Today, Jack and Kim Keo run the two businesses in tandem, helped during the summer months and after-school hours by their two daughters, Gina, 12, and Jeanney, 8.

The entire family is looking forward to finally meeting Kim’s second-eldest sister, who was to arrive in San Francisco at 11 a.m. Monday, June 30, after a 24-hour flight.

“I am going down to see her on July 3 through 5. She might also come here,” Mrs. Keo said with obvious excitement shining in her expressive eyes.

“We’ve talked to each other on the phone about once a month, but she doesn’t have e-mail,” Mrs. Keo said of the long-distance relationship.

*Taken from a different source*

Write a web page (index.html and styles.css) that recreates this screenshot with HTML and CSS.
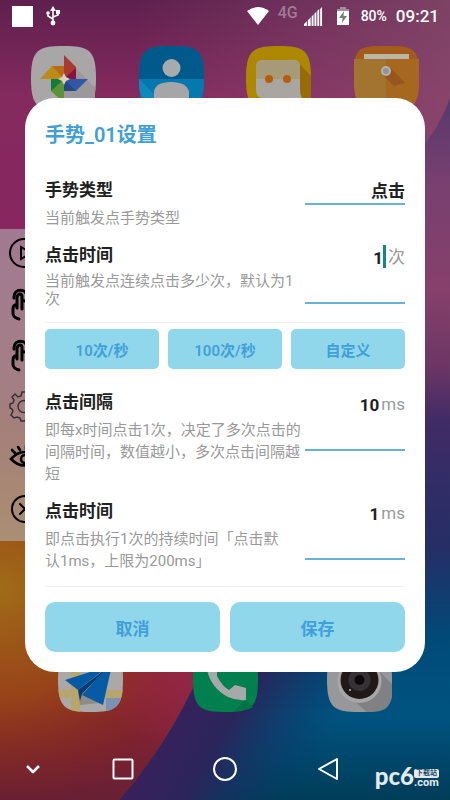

Mrs. Keo and the other six surviving siblings each donated slightly more than $1,000 to assist with the cost of airfare and other travel expenses required to bring Eng Chun Lim, her husband Li Jane, and their son, Li So Kun, to America.

“My sister wants to come to the United States to see her other son, who is living in Baytown, Texas, a suburb of Houston. She still has one more son that she wants to bring to America for a good education,” Mrs. Keo said.

On July 4, however, they will all be gathering in Sacramento to celebrating the 232nd birthday of the United States of America, and the newly-won independence of the last living family member who for so long remained behind in their ancestral Cambodia.

“We are a very proud family,” Mrs. Keo said. “Before my Mom and Dad died, we all lived together in the same house.”